__YOUR OBJECTIVE__
Copy each line where the word "React" occurs.

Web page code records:
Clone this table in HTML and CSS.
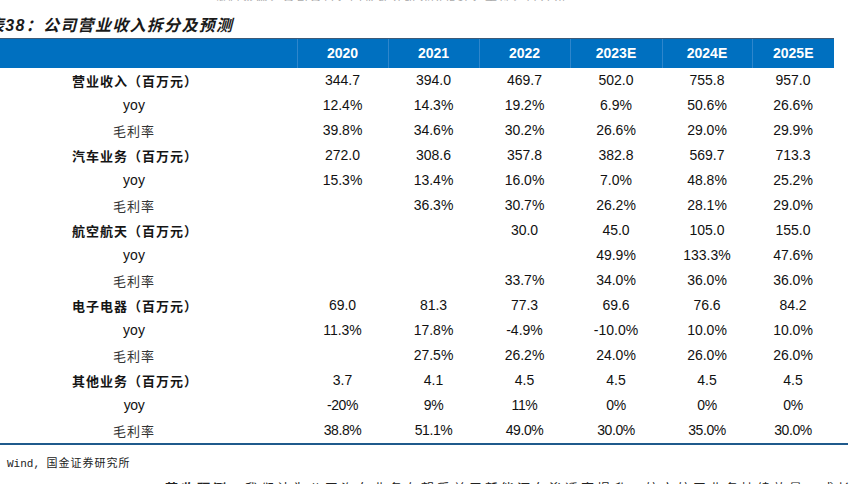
FILE: index.html
```html
<!DOCTYPE html>
<html lang="zh-CN">
<head>
<meta charset="utf-8">
<title>公司营业收入拆分及预测</title>
<link rel="stylesheet" href="styles.css">
</head>
<body>
<div class="page">
  <div class="topcut">资料来源：公司公告，国金证券研究所整理，单位：百万元</div>
  <div class="title">表38：公司营业收入拆分及预测</div>
  <div class="tablewrap">
    <table class="fin">
      <colgroup>
        <col class="c-label">
        <col class="c-y"><col class="c-y"><col class="c-y"><col class="c-y4"><col class="c-y5"><col class="c-y6">
      </colgroup>
      <thead>
        <tr>
          <th></th><th>2020</th><th>2021</th><th>2022</th><th>2023E</th><th>2024E</th><th>2025E</th>
        </tr>
      </thead>
      <tbody>
        <tr class="cat"><td class="lbl">营业收入（百万元）</td><td>344.7</td><td>394.0</td><td>469.7</td><td>502.0</td><td>755.8</td><td>957.0</td></tr>
        <tr><td class="yoy">yoy</td><td>12.4%</td><td>14.3%</td><td>19.2%</td><td>6.9%</td><td>50.6%</td><td>26.6%</td></tr>
        <tr><td class="gm">毛利率</td><td>39.8%</td><td>34.6%</td><td>30.2%</td><td>26.6%</td><td>29.0%</td><td>29.9%</td></tr>
        <tr class="cat"><td class="lbl">汽车业务（百万元）</td><td>272.0</td><td>308.6</td><td>357.8</td><td>382.8</td><td>569.7</td><td>713.3</td></tr>
        <tr><td class="yoy">yoy</td><td>15.3%</td><td>13.4%</td><td>16.0%</td><td>7.0%</td><td>48.8%</td><td>25.2%</td></tr>
        <tr><td class="gm">毛利率</td><td></td><td>36.3%</td><td>30.7%</td><td>26.2%</td><td>28.1%</td><td>29.0%</td></tr>
        <tr class="cat"><td class="lbl">航空航天（百万元）</td><td></td><td></td><td>30.0</td><td>45.0</td><td>105.0</td><td>155.0</td></tr>
        <tr><td class="yoy">yoy</td><td></td><td></td><td></td><td>49.9%</td><td>133.3%</td><td>47.6%</td></tr>
        <tr><td class="gm">毛利率</td><td></td><td></td><td>33.7%</td><td>34.0%</td><td>36.0%</td><td>36.0%</td></tr>
        <tr class="cat"><td class="lbl">电子电器（百万元）</td><td>69.0</td><td>81.3</td><td>77.3</td><td>69.6</td><td>76.6</td><td>84.2</td></tr>
        <tr><td class="yoy">yoy</td><td>11.3%</td><td>17.8%</td><td>-4.9%</td><td>-10.0%</td><td>10.0%</td><td>10.0%</td></tr>
        <tr><td class="gm">毛利率</td><td></td><td>27.5%</td><td>26.2%</td><td>24.0%</td><td>26.0%</td><td>26.0%</td></tr>
        <tr class="cat"><td class="lbl">其他业务（百万元）</td><td>3.7</td><td>4.1</td><td>4.5</td><td>4.5</td><td>4.5</td><td>4.5</td></tr>
        <tr class="narrow"><td class="yoy">yoy</td><td>-20%</td><td>9%</td><td>11%</td><td>0%</td><td>0%</td><td>0%</td></tr>
        <tr class="narrow"><td class="gm">毛利率</td><td>38.8%</td><td>51.1%</td><td>49.0%</td><td>30.0%</td><td>35.0%</td><td>30.0%</td></tr>
      </tbody>
    </table>
  </div>
  <div class="source">Wind, <span class="cn">国金证券研究所</span></div>
  <div class="bottomcut"><b>营收预测：</b>我们认为公司汽车业务有望受益于新能源车渗透率提升，航空航天业务持续放量，成长空间广阔</div>
</div>
</body>
</html>
```

FILE: styles.css
```css
* { box-sizing: border-box; }
html, body {
  margin: 0;
  padding: 0;
  background: #ffffff;
}
body {
  width: 854px;
  height: 484px;
  overflow: hidden;
  font-family: "Liberation Sans", "Noto Sans CJK SC", sans-serif;
  color: #111;
}
.page {
  width: 854px;
}
.topcut {
  height: 10px;
  margin-top: -9px;
  padding-left: 215px;
  font-family: "Noto Sans CJK SC", sans-serif;
  font-size: 12px;
  line-height: 12px;
  letter-spacing: 1.5px;
  color: #aaa;
  white-space: nowrap;
  overflow: hidden;
}
.title {
  margin-top: 13px;
  margin-left: -12px;
  height: 24px;
  line-height: 24px;
  font-family: "Liberation Sans", "Noto Sans CJK SC", sans-serif;
  font-size: 16px;
  font-weight: 700;
  font-style: italic;
  letter-spacing: 1.3px;
  color: #1a1a1a;
  white-space: nowrap;
}
.tablewrap {
  margin-left: -29px;
  width: 877px;
  border-bottom: 2px solid #1f5a8c;
}
.fin {
  width: 863px;
  border-collapse: collapse;
  table-layout: fixed;
}
.c-label { width: 326px; }
.c-y { width: 91px; }
.c-y4 { width: 92px; }
.c-y5 { width: 90px; }
.c-y6 { width: 82px; }
.fin thead th {
  height: 29px;
  padding: 0;
  background: #0070c0;
  border-top: 1px solid #3d5a78;
  border-left: 1px solid #2e86cc;
  color: #ffffff;
  font-family: "Liberation Sans", sans-serif;
  font-size: 14px;
  font-weight: 700;
  text-align: center;
  vertical-align: middle;
}
.fin thead th:first-child { border-left: none; }
.fin tbody td {
  height: 25px;
  padding: 0;
  text-align: center;
  vertical-align: middle;
  font-size: 14px;
  color: #111;
  white-space: nowrap;
}
.fin tbody td.lbl {
  font-family: "Noto Sans CJK SC", sans-serif;
  font-size: 13px;
  font-weight: 700;
  letter-spacing: 1px;
  padding-left: 2px;
  color: #151515;
}
.fin tbody td.yoy {
  font-family: "Liberation Sans", sans-serif;
  font-size: 14px;
}
.fin tbody td.gm {
  font-family: "Noto Sans CJK SC", sans-serif;
  font-size: 13px;
  font-weight: 400;
  letter-spacing: 1px;
  color: #333;
}
.fin tbody tr.narrow td {
  letter-spacing: -0.4px;
}
.fin tbody tr.narrow td.gm { letter-spacing: 1px; }
.source {
  margin-top: 9px;
  padding-left: 7px;
  height: 16px;
  line-height: 16px;
  font-family: "Liberation Mono", "Noto Sans CJK SC", monospace;
  font-size: 11px;
  color: #222;
  white-space: nowrap;
}
.source .cn {
  font-family: "Noto Sans CJK SC", sans-serif;
  letter-spacing: 1px;
}
.bottomcut {
  margin-top: 9px;
  padding-left: 165px;
  font-family: "Noto Sans CJK SC", sans-serif;
  font-size: 13px;
  line-height: 18px;
  letter-spacing: 3px;
  color: #222;
  white-space: nowrap;
}
```
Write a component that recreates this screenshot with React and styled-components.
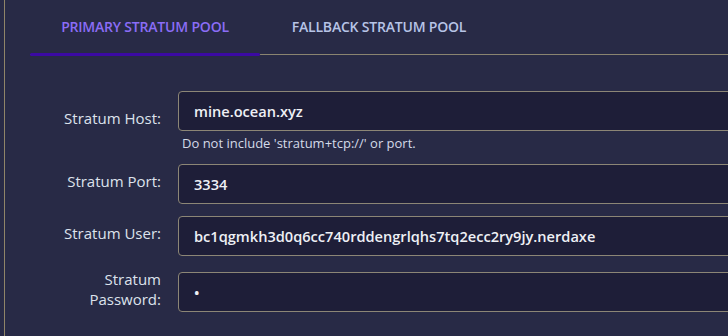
import React, { useState } from 'react';
import styled, { createGlobalStyle } from 'styled-components';

const GlobalStyle = createGlobalStyle`
  html, body {
    margin: 0;
    padding: 0;
    background: #282a46;
    overflow: hidden;
  }
  body {
    font-family: "Open Sans", "Noto Sans", sans-serif;
  }
`;

const Page = styled.div`
  height: 336px;
  padding-left: 4px;
`;

const Panel = styled.div`
  height: 100%;
  border-left: 1px solid #8f8468;
  padding-left: 25px;
  overflow: hidden;
`;

const TabList = styled.div`
  display: flex;
  height: 54px;
  border-bottom: 1px solid #8a8470;
`;

const Tab = styled.button`
  position: relative;
  flex: none;
  box-sizing: border-box;
  background: none;
  border: 0;
  padding: 0 0 2px;
  width: ${p => p.$width}px;
  white-space: nowrap;
  font-family: inherit;
  font-size: 14px;
  font-weight: 600;
  letter-spacing: -0.2px;
  color: ${p => (p.$active ? '#8b6df6' : '#b7c4e6')};
  cursor: pointer;

  &::after {
    content: '';
    display: ${p => (p.$active ? 'block' : 'none')};
    position: absolute;
    left: 0;
    right: 0;
    bottom: -2px;
    height: 3px;
    border-radius: 2px;
    background: #3b0aa3;
  }
`;

const Form = styled.div`
  padding-top: 36px;
  display: flex;
  flex-direction: column;
`;

const Row = styled.div`
  display: grid;
  grid-template-columns: 131px 600px;
  column-gap: 17px;
  align-items: center;
  margin-bottom: ${p => p.$gap}px;
`;

const Label = styled.label`
  margin-top: -7px;
  padding-left: 20px;
  text-align: right;
  font-size: 15px;
  line-height: 20px;
  color: #dde2ec;
`;

const Field = styled.div`
  display: flex;
  flex-direction: column;
`;

const Input = styled.input`
  box-sizing: border-box;
  height: 40px;
  width: 100%;
  background: #1e1e38;
  border: 1px solid #8c8676;
  border-radius: 4px;
  padding: 0 15px;
  font-family: inherit;
  font-size: 14.6px;
  font-weight: 600;
  color: #eef0f5;
  outline: none;
`;

const Help = styled.small`
  font-size: 13px;
  line-height: 17px;
  margin-top: 4px;
  padding-left: 4px;
  color: #d4dae8;
`;

const fields = [
  { label: 'Stratum Host:', value: 'mine.ocean.xyz', help: "Do not include 'stratum+tcp://' or port.", gap: 12 },
  { label: 'Stratum Port:', value: '3334', gap: 12 },
  { label: 'Stratum User:', value: 'bc1qgmkh3d0q6cc740rddengrlqhs7tq2ecc2ry9jy.nerdaxe', gap: 16 },
  { label: 'Stratum Password:', value: '*', type: 'password', gap: 0 },
];

export default function App() {
  const [tab, setTab] = useState(0);
  return (
    <>
      <GlobalStyle />
      <Page>
        <Panel>
          <TabList>
            <Tab $active={tab === 0} $width={230} onClick={() => setTab(0)}>
              PRIMARY STRATUM POOL
            </Tab>
            <Tab $active={tab === 1} $width={238} onClick={() => setTab(1)}>
              FALLBACK STRATUM POOL
            </Tab>
          </TabList>
          <Form>
            {fields.map(f => (
              <Row key={f.label} $gap={f.gap}>
                <Label>{f.label}</Label>
                <Field>
                  <Input type={f.type || 'text'} defaultValue={f.value} readOnly />
                  {f.help && <Help>{f.help}</Help>}
                </Field>
              </Row>
            ))}
          </Form>
        </Panel>
      </Page>
    </>
  );
}
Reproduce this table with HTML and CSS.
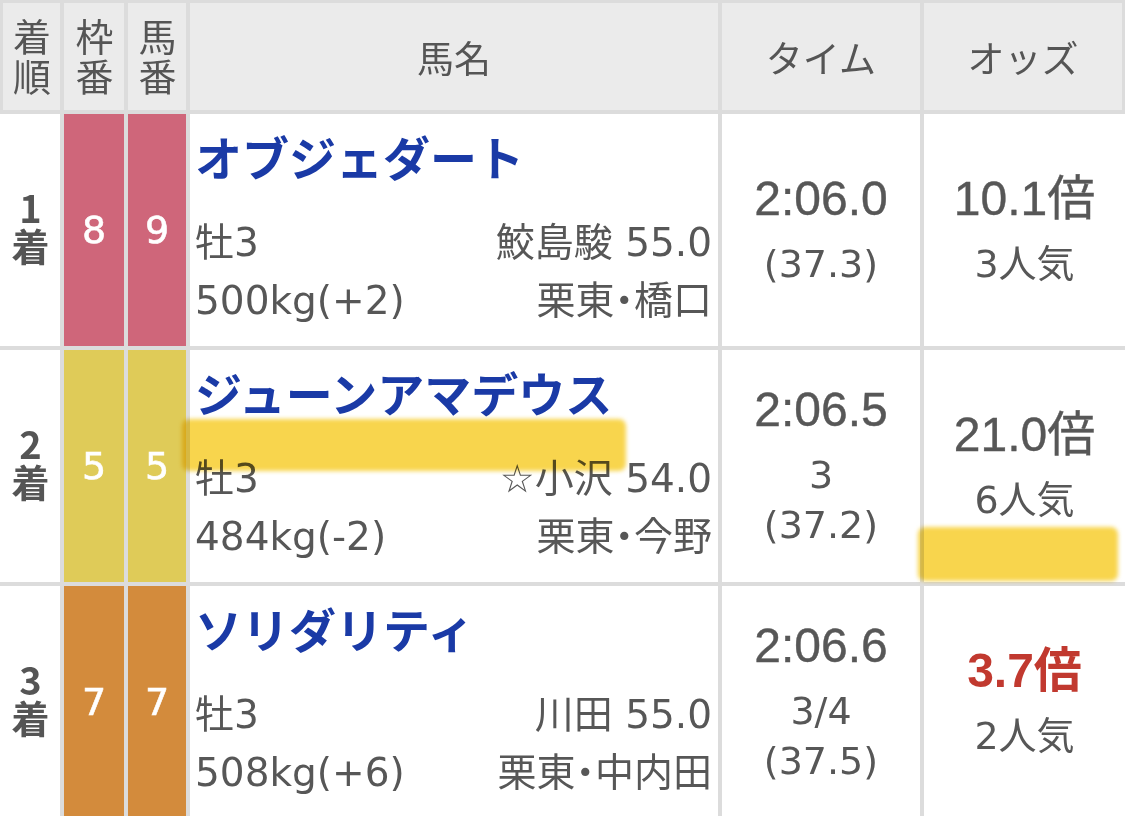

__ANSWER TO THIS TASK__
Write a component that recreates this screenshot with React and styled-components.
import React, { useState } from 'react';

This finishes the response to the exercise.